Two technological marvels that actually make life better

The problem with technology is that it’s easy to overuse. I mean, I certainly wouldn’t want to give up my smart-phone; in fact, Lisa and I recently switched to smart phone plans in the U.S. [1]  even though we’re not back there that much. Just for the few weeks we’re in the States, it’s worth having. But the smart phone is maybe the perfect example of technology overwhelming us. I see people sitting together at lunch, both of them engrossed in their phones rather than conversation with each other. I have friends and colleagues who, when you’re in mid-sentence to them, stop to reply to a text (which they stopped and read while you were talking). Kids texting each other across the school courtyard rather than actually sitting, looking into each other’s eyes, and talking. This is meshuggah.

But I’ve found a couple of cool technologies that seem to be perfect in that they’re self-limiting; they do exactly what you want them to do, make life cooler, but don’t become the camel in the tent, overwhelming your life.

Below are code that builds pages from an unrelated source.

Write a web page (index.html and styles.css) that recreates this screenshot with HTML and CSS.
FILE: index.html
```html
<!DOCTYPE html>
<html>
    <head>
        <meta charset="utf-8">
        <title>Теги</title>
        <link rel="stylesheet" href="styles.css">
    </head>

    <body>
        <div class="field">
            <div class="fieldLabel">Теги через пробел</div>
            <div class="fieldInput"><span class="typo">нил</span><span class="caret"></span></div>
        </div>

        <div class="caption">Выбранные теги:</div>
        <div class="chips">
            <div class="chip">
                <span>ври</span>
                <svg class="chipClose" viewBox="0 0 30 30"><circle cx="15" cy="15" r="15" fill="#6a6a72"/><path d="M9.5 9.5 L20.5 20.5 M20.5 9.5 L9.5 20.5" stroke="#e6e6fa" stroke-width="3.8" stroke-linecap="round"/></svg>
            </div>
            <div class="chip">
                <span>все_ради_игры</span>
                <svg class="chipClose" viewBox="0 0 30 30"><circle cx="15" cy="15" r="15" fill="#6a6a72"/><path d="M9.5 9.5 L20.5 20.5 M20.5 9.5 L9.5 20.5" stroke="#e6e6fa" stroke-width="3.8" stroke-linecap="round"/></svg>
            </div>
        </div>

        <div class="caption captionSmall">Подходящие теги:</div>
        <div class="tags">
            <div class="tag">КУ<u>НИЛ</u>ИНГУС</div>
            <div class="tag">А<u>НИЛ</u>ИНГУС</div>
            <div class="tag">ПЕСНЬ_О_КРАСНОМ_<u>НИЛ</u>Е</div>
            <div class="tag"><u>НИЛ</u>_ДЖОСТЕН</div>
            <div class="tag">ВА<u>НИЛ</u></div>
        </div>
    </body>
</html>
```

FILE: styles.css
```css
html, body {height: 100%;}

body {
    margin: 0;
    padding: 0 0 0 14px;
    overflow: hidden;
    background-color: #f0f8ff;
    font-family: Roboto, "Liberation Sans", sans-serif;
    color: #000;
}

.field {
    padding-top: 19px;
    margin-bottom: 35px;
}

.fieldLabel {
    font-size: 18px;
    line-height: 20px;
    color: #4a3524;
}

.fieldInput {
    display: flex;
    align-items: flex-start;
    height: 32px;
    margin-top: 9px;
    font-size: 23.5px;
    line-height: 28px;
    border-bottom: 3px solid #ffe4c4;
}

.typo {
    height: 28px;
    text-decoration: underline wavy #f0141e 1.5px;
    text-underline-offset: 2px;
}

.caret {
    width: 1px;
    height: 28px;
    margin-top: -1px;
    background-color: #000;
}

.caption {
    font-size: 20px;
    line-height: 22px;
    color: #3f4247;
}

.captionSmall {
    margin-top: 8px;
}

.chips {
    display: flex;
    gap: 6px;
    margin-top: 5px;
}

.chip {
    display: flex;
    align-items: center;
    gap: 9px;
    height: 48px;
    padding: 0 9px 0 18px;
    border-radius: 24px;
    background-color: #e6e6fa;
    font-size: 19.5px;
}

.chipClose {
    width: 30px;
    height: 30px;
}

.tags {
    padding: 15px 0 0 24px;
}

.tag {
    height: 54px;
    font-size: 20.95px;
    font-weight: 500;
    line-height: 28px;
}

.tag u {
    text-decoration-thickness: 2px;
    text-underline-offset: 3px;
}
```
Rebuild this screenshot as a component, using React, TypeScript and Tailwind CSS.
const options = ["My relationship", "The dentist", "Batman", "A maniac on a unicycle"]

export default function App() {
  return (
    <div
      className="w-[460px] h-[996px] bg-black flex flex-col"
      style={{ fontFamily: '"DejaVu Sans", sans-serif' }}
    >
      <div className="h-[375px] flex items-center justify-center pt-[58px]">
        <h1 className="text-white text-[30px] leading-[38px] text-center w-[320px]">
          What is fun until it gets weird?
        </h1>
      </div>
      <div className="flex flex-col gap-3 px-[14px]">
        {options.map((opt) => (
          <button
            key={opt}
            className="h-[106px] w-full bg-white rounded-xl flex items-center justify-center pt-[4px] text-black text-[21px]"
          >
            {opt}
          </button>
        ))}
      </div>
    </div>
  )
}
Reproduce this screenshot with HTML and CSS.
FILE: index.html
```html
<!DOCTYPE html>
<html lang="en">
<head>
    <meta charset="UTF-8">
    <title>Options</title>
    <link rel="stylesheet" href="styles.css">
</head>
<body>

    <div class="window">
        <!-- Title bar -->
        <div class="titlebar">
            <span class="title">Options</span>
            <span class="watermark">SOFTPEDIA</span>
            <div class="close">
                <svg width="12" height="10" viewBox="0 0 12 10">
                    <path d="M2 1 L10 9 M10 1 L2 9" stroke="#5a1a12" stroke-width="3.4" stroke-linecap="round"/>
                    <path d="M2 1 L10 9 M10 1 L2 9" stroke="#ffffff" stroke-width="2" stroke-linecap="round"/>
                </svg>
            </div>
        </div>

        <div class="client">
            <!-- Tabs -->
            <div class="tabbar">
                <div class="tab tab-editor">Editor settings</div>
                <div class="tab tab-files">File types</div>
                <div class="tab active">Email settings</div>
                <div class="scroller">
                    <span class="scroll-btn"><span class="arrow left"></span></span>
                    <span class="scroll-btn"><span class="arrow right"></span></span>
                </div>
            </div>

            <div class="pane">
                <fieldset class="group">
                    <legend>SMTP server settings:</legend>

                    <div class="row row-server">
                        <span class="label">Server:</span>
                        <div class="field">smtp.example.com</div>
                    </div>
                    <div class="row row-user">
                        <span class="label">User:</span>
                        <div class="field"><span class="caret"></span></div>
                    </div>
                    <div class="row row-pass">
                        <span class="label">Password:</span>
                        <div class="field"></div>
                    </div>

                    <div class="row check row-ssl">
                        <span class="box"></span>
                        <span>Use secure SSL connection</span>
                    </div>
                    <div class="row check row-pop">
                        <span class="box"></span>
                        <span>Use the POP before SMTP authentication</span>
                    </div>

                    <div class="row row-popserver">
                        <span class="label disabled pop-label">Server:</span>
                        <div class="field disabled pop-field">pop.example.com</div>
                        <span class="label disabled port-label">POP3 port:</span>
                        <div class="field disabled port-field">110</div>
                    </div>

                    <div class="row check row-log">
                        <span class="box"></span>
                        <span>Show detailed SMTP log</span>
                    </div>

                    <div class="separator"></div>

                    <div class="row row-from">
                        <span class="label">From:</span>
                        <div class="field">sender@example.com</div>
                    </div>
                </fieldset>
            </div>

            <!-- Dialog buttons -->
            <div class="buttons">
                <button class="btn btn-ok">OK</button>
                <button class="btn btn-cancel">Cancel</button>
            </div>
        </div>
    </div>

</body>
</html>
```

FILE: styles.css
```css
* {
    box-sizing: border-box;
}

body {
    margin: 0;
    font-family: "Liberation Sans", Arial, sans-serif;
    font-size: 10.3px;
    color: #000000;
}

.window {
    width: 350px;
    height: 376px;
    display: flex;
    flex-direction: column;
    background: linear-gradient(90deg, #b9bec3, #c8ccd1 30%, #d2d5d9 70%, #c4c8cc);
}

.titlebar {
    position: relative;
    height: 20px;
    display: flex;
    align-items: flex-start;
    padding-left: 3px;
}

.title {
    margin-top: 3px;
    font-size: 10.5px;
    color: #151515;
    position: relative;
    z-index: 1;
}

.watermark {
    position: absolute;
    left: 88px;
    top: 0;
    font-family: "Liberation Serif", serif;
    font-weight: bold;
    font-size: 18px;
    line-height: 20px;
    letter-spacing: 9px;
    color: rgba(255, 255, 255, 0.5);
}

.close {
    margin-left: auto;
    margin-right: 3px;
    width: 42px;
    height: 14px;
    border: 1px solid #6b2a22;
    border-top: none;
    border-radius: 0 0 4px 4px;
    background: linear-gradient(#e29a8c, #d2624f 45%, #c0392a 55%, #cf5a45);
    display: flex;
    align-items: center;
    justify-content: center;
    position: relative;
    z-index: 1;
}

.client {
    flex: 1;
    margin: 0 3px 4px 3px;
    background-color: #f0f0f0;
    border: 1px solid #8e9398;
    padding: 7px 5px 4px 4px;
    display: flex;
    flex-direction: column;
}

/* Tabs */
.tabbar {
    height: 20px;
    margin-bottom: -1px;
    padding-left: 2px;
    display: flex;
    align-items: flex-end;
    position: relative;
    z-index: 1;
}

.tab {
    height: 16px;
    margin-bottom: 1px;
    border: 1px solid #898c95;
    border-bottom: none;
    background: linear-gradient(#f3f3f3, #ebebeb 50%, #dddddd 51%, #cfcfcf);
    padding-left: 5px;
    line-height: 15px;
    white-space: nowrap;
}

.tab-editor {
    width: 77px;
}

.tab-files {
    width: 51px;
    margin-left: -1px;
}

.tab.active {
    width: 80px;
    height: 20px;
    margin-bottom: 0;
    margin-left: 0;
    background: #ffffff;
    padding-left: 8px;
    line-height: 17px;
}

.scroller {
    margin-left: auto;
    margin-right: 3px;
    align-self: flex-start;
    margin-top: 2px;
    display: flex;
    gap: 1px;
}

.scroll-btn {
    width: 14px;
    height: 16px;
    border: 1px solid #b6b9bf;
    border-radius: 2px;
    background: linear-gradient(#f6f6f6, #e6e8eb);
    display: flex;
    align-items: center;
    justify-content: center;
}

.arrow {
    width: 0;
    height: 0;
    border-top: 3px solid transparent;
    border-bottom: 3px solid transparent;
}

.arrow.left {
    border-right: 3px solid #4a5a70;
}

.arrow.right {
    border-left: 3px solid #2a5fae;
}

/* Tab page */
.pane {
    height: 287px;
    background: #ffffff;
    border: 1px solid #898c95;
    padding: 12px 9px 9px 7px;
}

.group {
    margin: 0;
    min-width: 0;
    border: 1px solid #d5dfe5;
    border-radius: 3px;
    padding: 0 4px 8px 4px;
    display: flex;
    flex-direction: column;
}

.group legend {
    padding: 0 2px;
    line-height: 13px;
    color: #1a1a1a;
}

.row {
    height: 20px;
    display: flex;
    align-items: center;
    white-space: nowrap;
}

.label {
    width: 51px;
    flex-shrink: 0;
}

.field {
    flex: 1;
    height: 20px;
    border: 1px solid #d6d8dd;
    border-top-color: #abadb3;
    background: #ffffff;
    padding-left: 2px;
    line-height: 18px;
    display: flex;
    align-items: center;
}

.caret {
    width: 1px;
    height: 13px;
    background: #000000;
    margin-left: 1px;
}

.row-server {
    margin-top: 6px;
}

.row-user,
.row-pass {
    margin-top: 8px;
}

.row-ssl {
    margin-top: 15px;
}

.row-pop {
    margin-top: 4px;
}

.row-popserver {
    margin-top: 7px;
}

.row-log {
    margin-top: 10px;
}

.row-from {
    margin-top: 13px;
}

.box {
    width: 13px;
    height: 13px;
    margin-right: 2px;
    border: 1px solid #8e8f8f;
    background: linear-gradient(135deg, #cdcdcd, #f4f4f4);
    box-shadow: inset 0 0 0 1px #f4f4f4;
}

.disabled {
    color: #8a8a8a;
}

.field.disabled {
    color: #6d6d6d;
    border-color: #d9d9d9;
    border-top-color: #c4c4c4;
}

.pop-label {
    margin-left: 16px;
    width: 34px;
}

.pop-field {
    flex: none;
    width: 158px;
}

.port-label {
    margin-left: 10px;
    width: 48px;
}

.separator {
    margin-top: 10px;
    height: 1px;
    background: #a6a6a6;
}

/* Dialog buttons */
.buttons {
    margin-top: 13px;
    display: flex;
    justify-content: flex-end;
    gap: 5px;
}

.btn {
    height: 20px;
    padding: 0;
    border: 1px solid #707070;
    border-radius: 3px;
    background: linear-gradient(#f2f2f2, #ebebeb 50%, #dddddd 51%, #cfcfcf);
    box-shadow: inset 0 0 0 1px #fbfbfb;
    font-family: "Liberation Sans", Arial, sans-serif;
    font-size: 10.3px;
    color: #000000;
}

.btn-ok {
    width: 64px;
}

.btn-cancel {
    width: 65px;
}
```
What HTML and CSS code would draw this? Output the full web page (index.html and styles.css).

First, the one that basically everybody should have: a digital picture frame. You can get one at Best Buy (or Bed, Bath, and Beyond for that matter); they run from $30 to $150, depending on size and features (some newer ones have WiFi). It’s not that the addictive quality of pictures is new – we’ve all spent time flipping through an album and reliving people and memories that are precious to us. But how often do you take the time to pull out a photo album, sit down with it, and take a walk down memory lane? Yeah, that’s what I thought. But the digital picture frame grabs at you every time you walk past, or even just glance up in its direction. I must have spent 15-20 minutes last night, watching the one in the living room. Seeing the faces of family and friends – some present, some gone now, was an irreplaceable joy. There’s old Dean C. in his fishing camo; the family on the boat in the Galapagos Islands; Strawberry family members enjoying dinner at Kamp Koala.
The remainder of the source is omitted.